EXERCISE DESCRIPTION = Scan the data below. Pull out each line where "index" occurs.
-*-*-
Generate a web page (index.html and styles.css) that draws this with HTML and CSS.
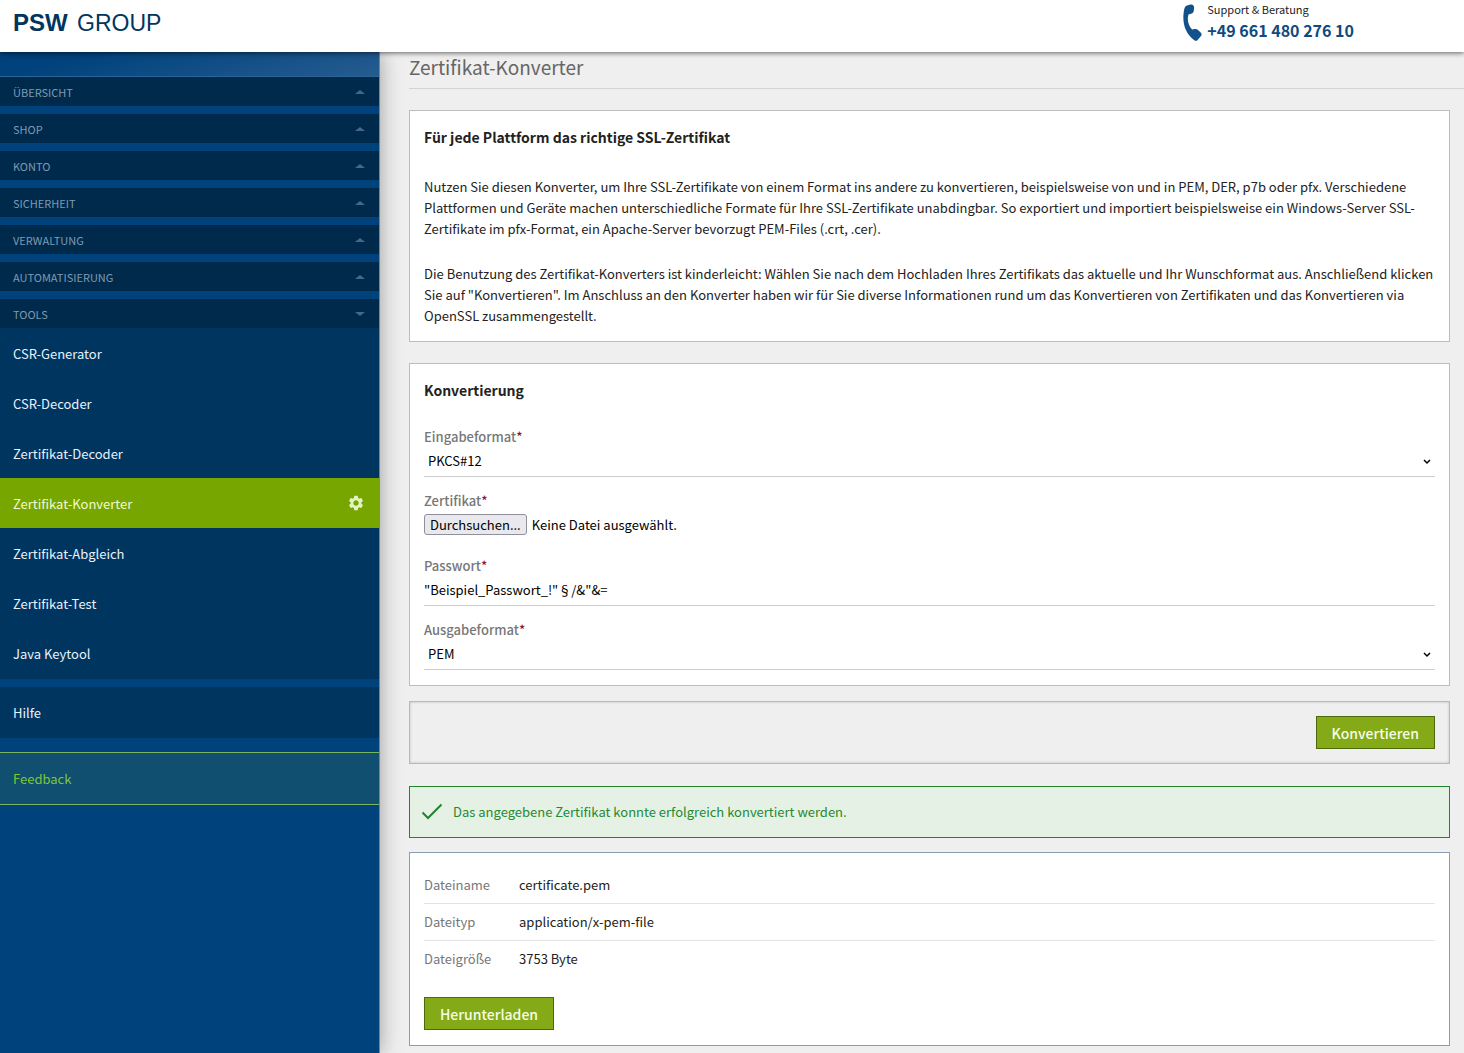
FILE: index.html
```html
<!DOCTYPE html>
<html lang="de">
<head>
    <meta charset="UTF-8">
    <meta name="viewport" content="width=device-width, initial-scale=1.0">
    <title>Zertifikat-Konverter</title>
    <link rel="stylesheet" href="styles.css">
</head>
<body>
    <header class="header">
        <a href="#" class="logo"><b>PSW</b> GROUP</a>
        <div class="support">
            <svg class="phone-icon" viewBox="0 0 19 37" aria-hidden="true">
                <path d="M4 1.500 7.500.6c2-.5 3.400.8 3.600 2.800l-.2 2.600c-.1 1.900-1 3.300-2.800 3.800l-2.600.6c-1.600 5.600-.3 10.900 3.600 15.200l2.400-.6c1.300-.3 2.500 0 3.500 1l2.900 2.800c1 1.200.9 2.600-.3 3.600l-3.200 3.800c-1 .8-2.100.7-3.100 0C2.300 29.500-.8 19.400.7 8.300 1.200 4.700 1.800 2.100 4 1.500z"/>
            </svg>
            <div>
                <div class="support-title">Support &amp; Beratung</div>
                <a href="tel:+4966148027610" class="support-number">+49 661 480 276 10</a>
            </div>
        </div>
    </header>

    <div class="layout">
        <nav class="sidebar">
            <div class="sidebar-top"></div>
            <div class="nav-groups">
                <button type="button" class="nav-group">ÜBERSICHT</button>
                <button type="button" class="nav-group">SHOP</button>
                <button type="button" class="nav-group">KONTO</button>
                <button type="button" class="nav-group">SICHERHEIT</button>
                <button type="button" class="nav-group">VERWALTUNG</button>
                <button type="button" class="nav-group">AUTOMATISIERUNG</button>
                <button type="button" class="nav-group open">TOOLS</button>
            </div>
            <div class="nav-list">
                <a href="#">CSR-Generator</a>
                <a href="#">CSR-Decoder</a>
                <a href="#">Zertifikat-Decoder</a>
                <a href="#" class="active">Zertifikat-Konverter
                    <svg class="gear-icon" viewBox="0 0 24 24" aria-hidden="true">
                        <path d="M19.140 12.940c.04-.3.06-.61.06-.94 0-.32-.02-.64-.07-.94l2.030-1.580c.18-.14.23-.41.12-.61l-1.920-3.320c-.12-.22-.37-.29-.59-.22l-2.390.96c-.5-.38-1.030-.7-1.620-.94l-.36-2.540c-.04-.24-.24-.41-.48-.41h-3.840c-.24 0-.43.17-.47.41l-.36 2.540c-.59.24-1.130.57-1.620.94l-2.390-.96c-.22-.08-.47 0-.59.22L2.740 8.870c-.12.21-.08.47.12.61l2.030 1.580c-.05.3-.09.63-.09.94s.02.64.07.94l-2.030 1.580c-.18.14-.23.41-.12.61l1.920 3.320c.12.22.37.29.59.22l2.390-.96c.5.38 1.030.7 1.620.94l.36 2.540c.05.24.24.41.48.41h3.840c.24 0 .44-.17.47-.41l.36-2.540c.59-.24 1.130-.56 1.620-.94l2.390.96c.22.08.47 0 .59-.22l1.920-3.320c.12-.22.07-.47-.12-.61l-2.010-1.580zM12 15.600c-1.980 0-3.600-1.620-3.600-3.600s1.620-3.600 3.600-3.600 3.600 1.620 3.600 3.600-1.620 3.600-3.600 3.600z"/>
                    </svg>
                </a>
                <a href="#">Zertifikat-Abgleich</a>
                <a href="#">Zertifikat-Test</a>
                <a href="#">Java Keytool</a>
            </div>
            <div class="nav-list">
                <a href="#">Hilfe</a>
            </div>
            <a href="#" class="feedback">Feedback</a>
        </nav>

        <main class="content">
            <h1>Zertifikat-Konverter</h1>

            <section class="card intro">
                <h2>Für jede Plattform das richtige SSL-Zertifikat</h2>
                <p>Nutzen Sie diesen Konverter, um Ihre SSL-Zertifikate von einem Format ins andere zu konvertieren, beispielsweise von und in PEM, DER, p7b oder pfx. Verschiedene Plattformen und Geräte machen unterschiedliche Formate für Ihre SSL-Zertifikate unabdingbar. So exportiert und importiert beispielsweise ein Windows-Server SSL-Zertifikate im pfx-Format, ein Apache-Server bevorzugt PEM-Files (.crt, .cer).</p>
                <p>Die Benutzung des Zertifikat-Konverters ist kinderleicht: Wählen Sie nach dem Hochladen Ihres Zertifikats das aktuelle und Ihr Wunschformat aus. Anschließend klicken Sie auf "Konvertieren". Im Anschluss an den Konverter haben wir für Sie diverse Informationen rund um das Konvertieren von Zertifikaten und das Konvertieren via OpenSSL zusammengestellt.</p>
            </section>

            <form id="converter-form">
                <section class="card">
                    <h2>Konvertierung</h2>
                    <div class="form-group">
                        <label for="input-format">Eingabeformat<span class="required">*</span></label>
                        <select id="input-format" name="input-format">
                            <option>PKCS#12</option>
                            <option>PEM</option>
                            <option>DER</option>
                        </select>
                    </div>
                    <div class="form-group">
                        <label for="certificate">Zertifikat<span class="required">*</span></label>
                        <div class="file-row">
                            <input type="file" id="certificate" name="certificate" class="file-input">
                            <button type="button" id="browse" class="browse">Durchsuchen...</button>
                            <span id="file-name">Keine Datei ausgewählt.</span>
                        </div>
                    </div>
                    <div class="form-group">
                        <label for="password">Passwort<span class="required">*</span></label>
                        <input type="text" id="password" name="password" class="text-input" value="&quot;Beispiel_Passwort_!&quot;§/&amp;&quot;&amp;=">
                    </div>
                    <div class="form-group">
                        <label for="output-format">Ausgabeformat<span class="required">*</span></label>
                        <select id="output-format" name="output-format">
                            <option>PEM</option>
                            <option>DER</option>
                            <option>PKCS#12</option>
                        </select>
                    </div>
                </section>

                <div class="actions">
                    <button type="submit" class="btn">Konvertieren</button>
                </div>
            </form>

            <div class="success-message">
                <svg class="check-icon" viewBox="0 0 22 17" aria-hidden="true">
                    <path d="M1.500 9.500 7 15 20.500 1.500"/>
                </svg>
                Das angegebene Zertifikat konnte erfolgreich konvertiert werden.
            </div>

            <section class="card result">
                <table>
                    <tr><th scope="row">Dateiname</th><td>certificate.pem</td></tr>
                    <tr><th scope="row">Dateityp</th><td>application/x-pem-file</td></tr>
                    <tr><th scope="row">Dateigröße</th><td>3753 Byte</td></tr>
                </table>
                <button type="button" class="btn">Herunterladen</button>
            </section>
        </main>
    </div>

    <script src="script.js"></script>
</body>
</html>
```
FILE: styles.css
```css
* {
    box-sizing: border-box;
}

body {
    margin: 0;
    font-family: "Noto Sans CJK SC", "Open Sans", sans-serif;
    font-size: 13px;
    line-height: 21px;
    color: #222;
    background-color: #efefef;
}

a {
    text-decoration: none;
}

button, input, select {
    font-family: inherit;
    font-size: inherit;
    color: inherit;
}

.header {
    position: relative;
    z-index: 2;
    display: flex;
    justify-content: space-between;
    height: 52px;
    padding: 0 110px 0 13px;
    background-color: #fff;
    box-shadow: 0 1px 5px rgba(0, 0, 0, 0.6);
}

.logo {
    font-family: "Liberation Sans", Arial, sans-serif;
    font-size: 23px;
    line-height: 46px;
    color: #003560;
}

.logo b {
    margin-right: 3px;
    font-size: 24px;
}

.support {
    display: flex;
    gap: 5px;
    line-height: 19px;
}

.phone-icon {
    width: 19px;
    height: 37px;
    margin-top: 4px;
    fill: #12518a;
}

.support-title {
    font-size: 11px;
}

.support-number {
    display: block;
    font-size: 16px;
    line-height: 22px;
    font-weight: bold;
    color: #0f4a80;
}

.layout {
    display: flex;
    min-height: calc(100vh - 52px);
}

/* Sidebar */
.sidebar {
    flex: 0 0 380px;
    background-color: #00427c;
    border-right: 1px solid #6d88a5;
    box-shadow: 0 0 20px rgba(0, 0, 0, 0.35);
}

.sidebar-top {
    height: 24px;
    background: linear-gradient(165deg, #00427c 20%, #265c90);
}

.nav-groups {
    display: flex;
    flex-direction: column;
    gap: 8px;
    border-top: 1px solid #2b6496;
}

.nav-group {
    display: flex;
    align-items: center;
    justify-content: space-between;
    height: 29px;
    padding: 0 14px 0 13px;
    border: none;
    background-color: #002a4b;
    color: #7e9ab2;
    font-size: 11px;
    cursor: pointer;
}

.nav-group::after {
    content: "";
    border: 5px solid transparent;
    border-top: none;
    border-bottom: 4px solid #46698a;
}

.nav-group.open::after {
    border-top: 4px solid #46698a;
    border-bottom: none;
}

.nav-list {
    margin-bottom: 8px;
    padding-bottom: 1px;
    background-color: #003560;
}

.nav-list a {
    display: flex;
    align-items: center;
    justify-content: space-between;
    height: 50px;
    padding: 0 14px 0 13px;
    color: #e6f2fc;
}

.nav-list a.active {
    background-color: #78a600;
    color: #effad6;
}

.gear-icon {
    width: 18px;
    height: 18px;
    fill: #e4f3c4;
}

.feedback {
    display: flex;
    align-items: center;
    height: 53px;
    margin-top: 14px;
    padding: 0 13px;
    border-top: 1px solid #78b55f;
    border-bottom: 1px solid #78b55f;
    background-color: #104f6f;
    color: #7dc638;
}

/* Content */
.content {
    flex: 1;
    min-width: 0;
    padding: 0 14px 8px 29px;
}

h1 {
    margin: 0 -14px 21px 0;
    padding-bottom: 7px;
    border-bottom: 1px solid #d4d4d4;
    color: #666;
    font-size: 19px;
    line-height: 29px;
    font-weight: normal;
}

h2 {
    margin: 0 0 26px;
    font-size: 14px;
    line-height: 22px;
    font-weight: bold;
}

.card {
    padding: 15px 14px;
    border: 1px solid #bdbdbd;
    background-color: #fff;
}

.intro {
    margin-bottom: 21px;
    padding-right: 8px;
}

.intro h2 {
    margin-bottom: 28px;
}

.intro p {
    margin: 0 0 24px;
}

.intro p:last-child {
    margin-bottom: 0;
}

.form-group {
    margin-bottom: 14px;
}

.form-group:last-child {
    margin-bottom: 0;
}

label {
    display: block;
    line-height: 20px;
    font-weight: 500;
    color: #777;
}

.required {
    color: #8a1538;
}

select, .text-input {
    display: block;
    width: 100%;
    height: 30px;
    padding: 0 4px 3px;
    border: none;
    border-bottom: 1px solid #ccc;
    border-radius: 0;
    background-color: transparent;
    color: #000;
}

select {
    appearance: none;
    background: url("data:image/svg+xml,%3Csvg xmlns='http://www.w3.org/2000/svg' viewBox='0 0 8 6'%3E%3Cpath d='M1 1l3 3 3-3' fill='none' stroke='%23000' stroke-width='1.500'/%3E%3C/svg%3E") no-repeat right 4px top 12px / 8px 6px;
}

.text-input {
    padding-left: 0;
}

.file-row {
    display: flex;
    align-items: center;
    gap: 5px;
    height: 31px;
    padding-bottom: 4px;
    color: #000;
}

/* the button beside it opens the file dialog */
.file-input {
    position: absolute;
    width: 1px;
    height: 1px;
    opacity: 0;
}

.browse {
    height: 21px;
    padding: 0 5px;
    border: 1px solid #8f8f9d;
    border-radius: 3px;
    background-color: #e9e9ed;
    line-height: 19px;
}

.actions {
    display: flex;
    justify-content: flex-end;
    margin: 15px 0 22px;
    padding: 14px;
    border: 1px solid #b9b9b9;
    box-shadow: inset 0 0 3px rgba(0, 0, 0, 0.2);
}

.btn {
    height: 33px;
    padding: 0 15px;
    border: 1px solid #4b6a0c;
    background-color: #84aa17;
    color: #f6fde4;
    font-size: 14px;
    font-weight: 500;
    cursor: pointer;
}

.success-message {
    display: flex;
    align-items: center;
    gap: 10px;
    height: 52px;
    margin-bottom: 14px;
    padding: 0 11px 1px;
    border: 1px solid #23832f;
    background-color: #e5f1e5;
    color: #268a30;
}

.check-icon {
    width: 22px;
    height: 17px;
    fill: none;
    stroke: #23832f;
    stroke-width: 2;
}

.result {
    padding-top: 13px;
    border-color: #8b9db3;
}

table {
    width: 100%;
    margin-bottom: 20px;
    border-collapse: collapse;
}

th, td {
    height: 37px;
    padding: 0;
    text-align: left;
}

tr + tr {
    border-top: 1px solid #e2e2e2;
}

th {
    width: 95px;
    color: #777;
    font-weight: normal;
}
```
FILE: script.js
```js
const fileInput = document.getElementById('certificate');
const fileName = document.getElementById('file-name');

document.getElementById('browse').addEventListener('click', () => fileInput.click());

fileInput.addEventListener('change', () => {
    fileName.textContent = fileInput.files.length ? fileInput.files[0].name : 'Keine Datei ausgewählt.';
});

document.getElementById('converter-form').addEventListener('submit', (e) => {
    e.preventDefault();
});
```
-*-*-
ANSWER FOR THE TASK =
Generate a web page (index.html and styles.css) that draws this with HTML and CSS.
FILE: index.html
    z-index: 2;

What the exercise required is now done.